◆ GIVEN PROBLEM
Repeat what the lines below say, word for word, and skip every image.

◆ DATA SHOWN
↓

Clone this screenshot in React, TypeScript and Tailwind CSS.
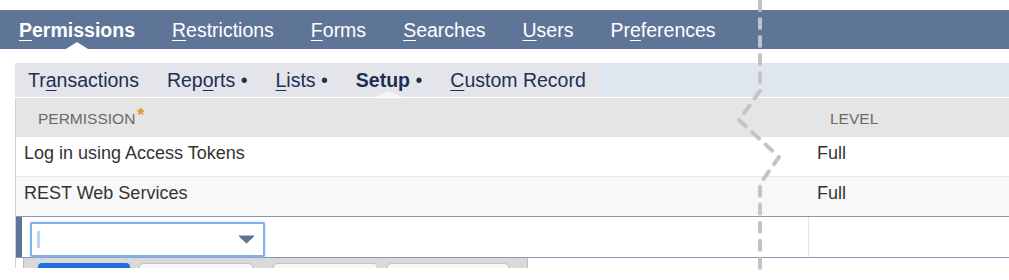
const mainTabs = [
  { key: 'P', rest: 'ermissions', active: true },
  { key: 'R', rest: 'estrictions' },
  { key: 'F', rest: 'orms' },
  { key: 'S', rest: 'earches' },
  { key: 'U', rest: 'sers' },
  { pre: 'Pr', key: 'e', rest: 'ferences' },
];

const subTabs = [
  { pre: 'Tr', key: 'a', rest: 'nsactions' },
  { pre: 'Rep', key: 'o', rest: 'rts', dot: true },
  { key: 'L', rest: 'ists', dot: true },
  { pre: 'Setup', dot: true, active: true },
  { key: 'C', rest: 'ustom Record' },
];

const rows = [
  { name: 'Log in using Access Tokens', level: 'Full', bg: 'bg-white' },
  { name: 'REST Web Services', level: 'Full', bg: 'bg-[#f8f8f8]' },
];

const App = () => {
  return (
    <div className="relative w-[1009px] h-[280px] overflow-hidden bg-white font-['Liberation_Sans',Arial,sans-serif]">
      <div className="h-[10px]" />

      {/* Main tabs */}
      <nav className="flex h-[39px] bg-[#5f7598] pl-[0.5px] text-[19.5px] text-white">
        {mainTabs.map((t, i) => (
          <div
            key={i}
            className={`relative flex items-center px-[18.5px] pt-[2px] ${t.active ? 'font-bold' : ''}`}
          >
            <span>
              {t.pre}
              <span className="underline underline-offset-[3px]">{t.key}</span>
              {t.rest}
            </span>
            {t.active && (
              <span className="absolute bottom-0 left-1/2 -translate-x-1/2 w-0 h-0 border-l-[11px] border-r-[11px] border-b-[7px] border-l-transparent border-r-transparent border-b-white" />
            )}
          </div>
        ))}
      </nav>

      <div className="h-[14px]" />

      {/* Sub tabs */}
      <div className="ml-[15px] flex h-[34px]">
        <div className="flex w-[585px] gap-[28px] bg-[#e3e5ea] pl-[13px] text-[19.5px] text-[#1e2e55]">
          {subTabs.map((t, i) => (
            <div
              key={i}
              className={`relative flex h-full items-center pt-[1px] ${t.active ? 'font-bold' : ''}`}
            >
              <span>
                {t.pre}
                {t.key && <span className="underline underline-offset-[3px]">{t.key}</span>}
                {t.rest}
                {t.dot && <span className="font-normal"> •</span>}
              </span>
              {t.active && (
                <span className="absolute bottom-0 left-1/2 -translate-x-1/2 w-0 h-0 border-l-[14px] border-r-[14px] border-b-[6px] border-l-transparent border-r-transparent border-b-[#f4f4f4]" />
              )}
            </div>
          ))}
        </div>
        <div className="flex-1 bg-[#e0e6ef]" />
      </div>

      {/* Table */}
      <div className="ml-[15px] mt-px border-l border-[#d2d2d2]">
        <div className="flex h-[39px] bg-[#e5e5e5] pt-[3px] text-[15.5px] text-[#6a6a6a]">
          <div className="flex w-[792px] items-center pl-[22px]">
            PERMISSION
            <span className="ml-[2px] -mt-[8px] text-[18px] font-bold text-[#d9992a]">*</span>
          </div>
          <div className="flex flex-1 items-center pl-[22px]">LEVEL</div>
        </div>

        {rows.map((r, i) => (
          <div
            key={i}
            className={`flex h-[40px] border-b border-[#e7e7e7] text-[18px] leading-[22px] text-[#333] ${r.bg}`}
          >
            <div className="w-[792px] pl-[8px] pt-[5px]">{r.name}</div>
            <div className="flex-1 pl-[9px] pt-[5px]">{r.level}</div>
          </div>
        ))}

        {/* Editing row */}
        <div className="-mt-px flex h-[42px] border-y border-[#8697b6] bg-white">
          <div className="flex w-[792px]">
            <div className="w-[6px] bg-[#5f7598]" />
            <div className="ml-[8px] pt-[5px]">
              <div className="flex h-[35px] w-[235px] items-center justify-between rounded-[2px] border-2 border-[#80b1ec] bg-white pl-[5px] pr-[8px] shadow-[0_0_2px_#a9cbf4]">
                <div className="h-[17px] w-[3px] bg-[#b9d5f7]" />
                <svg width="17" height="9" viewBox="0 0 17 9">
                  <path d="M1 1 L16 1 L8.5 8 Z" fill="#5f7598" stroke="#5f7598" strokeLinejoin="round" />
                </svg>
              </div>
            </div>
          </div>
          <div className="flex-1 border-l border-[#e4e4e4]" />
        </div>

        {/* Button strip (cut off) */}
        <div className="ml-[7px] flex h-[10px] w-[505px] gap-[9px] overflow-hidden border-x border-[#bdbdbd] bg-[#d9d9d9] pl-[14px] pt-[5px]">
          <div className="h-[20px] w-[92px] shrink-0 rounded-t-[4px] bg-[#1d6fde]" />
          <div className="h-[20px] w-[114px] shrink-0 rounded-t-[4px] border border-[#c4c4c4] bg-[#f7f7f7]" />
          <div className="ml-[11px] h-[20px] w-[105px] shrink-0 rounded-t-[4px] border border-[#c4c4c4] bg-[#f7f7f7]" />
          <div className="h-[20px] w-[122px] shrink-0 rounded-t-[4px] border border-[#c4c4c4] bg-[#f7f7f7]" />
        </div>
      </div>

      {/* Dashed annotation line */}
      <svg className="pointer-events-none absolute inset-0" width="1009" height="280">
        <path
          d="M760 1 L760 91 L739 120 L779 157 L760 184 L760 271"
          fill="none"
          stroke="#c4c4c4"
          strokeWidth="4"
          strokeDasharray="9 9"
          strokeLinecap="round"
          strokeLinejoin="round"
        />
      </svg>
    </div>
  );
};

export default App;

↑

◆ EXERCISE RESULT
Clone this screenshot in React, TypeScript and Tailwind CSS.
const mainTabs = [
  { key: 'P', rest: 'ermissions', active: true },
  { key: 'R', rest: 'estrictions' },
  { key: 'F', rest: 'orms' },
  { key: 'S', rest: 'earches' },
  { key: 'U', rest: 'sers' },
  { pre: 'Pr', key: 'e', rest: 'ferences' },
];

const subTabs = [
  { pre: 'Tr', key: 'a', rest: 'nsactions' },
  { pre: 'Rep', key: 'o', rest: 'rts', dot: true },
  { key: 'L', rest: 'ists', dot: true },
  { pre: 'Setup', dot: true, active: true },
  { key: 'C', rest: 'ustom Record' },
];

const rows = [
  { name: 'Log in using Access Tokens', level: 'Full', bg: 'bg-white' },
  { name: 'REST Web Services', level: 'Full', bg: 'bg-[#f8f8f8]' },
];

const App = () => {
  return (
    <div className="relative w-[1009px] h-[280px] overflow-hidden bg-white font-['Liberation_Sans',Arial,sans-serif]">
      <div className="h-[10px]" />

      {/* Main tabs */}
      <nav className="flex h-[39px] bg-[#5f7598] pl-[0.5px] text-[19.5px] text-white">
        {mainTabs.map((t, i) => (
          <div
            key={i}
            className={`relative flex items-center px-[18.5px] pt-[2px] ${t.active ? 'font-bold' : ''}`}
          >
            <span>
              {t.pre}
              <span className="underline underline-offset-[3px]">{t.key}</span>
              {t.rest}
            </span>
            {t.active && (
              <span className="absolute bottom-0 left-1/2 -translate-x-1/2 w-0 h-0 border-l-[11px] border-r-[11px] border-b-[7px] border-l-transparent border-r-transparent border-b-white" />
            )}
          </div>
        ))}
      </nav>

      <div className="h-[14px]" />

      {/* Sub tabs */}
      <div className="ml-[15px] flex h-[34px]">
        <div className="flex w-[585px] gap-[28px] bg-[#e3e5ea] pl-[13px] text-[19.5px] text-[#1e2e55]">
          {subTabs.map((t, i) => (
            <div
              key={i}
              className={`relative flex h-full items-center pt-[1px] ${t.active ? 'font-bold' : ''}`}
            >
              <span>
                {t.pre}
                {t.key && <span className="underline underline-offset-[3px]">{t.key}</span>}
                {t.rest}
                {t.dot && <span className="font-normal"> •</span>}
              </span>
              {t.active && (
                <span className="absolute bottom-0 left-1/2 -translate-x-1/2 w-0 h-0 border-l-[14px] border-r-[14px] border-b-[6px] border-l-transparent border-r-transparent border-b-[#f4f4f4]" />
              )}
            </div>
          ))}
        </div>
        <div className="flex-1 bg-[#e0e6ef]" />
      </div>

      {/* Table */}
      <div className="ml-[15px] mt-px border-l border-[#d2d2d2]">
        <div className="flex h-[39px] bg-[#e5e5e5] pt-[3px] text-[15.5px] text-[#6a6a6a]">
          <div className="flex w-[792px] items-center pl-[22px]">
            PERMISSION
            <span className="ml-[2px] -mt-[8px] text-[18px] font-bold text-[#d9992a]">*</span>
          </div>
          <div className="flex flex-1 items-center pl-[22px]">LEVEL</div>
        </div>

        {rows.map((r, i) => (
          <div
            key={i}
            className={`flex h-[40px] border-b border-[#e7e7e7] text-[18px] leading-[22px] text-[#333] ${r.bg}`}
          >
            <div className="w-[792px] pl-[8px] pt-[5px]">{r.name}</div>
            <div className="flex-1 pl-[9px] pt-[5px]">{r.level}</div>
          </div>
        ))}

        {/* Editing row */}
        <div className="-mt-px flex h-[42px] border-y border-[#8697b6] bg-white">
          <div className="flex w-[792px]">
            <div className="w-[6px] bg-[#5f7598]" />
            <div className="ml-[8px] pt-[5px]">
              <div className="flex h-[35px] w-[235px] items-center justify-between rounded-[2px] border-2 border-[#80b1ec] bg-white pl-[5px] pr-[8px] shadow-[0_0_2px_#a9cbf4]">
                <div className="h-[17px] w-[3px] bg-[#b9d5f7]" />
                <svg width="17" height="9" viewBox="0 0 17 9">
                  <path d="M1 1 L16 1 L8.5 8 Z" fill="#5f7598" stroke="#5f7598" strokeLinejoin="round" />
                </svg>
              </div>
            </div>
          </div>
          <div className="flex-1 border-l border-[#e4e4e4]" />
        </div>

        {/* Button strip (cut off) */}
        <div className="ml-[7px] flex h-[10px] w-[505px] gap-[9px] overflow-hidden border-x border-[#bdbdbd] bg-[#d9d9d9] pl-[14px] pt-[5px]">
          <div className="h-[20px] w-[92px] shrink-0 rounded-t-[4px] bg-[#1d6fde]" />
          <div className="h-[20px] w-[114px] shrink-0 rounded-t-[4px] border border-[#c4c4c4] bg-[#f7f7f7]" />
          <div className="ml-[11px] h-[20px] w-[105px] shrink-0 rounded-t-[4px] border border-[#c4c4c4] bg-[#f7f7f7]" />
          <div className="h-[20px] w-[122px] shrink-0 rounded-t-[4px] border border-[#c4c4c4] bg-[#f7f7f7]" />
        </div>
      </div>

      {/* Dashed annotation line */}
      <svg className="pointer-events-none absolute inset-0" width="1009" height="280">
        <path
          d="M760 1 L760 91 L739 120 L779 157 L760 184 L760 271"
          fill="none"
          stroke="#c4c4c4"
          strokeWidth="4"
          strokeDasharray="9 9"
          strokeLinecap="round"
          strokeLinejoin="round"
        />
      </svg>
    </div>
  );
};

export default App;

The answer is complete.